*The exercise:* Reply with one number: the count of lines in the listing that contain the string "page".

*Stored data:*
-*-*-

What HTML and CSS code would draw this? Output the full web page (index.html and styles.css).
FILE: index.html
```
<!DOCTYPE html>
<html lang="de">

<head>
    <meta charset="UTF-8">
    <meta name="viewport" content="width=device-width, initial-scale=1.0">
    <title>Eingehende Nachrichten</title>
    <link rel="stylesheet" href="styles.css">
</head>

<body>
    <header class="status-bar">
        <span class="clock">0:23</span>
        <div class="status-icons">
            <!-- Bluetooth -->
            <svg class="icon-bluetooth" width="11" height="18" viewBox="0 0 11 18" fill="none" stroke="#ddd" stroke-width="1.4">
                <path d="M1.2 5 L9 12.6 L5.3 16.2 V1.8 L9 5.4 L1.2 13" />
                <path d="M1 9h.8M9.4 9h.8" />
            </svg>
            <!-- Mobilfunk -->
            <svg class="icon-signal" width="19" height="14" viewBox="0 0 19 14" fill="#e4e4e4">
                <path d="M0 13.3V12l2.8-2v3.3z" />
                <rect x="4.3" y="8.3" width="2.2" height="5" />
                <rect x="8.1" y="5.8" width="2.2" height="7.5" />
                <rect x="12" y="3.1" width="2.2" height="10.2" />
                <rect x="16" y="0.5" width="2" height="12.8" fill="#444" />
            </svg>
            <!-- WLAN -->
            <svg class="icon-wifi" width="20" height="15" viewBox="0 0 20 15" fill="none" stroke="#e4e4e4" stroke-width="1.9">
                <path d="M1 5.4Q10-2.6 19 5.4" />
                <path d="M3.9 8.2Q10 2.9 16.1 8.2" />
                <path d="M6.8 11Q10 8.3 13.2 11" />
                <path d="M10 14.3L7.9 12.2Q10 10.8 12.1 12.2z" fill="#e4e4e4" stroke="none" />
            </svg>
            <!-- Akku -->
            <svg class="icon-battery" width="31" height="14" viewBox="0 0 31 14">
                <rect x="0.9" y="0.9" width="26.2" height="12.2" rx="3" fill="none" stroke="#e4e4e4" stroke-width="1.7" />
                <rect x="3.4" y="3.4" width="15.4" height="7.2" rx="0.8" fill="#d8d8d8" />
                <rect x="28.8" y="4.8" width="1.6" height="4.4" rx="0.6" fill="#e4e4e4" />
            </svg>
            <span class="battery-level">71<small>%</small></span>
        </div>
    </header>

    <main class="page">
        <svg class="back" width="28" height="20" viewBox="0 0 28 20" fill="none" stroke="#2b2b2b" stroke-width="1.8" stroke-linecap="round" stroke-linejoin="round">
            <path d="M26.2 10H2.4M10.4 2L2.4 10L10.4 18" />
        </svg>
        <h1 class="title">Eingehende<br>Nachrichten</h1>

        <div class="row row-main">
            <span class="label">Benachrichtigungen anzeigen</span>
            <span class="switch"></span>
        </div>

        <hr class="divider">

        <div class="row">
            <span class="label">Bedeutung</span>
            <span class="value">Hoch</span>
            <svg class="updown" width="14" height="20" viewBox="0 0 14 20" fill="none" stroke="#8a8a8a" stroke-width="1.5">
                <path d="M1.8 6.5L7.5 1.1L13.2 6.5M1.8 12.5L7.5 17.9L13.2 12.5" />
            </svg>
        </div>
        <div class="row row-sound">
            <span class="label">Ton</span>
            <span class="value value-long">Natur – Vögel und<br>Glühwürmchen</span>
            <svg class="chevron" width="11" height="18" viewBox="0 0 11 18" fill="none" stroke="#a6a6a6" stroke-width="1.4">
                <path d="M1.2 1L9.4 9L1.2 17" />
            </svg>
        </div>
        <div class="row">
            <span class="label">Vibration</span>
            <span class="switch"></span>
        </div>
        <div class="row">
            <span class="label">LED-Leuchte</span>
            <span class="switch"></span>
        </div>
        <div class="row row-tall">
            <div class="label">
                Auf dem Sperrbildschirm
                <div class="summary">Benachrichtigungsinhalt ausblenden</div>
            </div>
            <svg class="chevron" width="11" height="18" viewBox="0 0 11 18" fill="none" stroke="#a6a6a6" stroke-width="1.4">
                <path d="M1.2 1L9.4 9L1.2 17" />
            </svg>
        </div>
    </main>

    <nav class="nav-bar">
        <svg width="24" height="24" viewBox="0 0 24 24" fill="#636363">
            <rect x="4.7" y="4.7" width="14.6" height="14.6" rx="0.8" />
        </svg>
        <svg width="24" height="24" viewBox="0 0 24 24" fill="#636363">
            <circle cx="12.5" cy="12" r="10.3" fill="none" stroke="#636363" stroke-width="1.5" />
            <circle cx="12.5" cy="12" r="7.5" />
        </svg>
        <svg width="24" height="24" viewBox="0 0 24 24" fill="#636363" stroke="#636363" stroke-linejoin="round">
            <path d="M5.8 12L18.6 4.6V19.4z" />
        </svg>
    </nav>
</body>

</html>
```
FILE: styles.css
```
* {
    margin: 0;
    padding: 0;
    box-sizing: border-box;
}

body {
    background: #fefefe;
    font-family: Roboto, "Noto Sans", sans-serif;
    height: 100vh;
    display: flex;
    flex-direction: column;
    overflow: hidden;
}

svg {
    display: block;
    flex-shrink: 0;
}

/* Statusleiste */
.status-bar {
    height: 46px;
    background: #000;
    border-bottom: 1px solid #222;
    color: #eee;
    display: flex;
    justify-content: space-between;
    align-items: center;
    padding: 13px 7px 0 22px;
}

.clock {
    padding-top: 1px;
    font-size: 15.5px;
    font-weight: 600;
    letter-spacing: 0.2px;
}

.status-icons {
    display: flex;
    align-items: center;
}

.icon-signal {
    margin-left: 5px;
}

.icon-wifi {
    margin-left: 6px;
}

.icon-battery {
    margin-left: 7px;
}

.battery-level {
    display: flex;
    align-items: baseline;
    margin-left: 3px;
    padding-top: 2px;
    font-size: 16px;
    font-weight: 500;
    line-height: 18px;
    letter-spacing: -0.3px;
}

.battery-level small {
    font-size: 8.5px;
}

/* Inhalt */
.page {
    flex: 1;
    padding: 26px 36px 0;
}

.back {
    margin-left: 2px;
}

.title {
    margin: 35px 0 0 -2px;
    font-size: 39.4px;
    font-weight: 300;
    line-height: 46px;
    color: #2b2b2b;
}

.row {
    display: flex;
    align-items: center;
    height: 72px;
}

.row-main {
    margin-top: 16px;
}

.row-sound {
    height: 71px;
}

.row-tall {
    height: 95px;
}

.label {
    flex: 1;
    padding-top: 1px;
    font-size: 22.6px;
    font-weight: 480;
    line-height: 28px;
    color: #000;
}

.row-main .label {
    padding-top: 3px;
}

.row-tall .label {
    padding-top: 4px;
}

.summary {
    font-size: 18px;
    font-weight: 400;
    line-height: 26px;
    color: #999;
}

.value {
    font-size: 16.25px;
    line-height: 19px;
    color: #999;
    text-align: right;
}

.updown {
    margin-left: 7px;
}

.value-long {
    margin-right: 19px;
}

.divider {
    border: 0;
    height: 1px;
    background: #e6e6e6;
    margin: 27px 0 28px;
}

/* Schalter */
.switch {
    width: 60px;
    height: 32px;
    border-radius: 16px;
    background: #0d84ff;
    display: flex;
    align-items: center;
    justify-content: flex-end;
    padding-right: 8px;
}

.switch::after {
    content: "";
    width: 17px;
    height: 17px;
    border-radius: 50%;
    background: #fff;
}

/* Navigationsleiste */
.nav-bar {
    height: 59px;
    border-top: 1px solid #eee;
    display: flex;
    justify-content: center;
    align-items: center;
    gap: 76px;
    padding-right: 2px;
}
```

-*-*-

*Result:* 3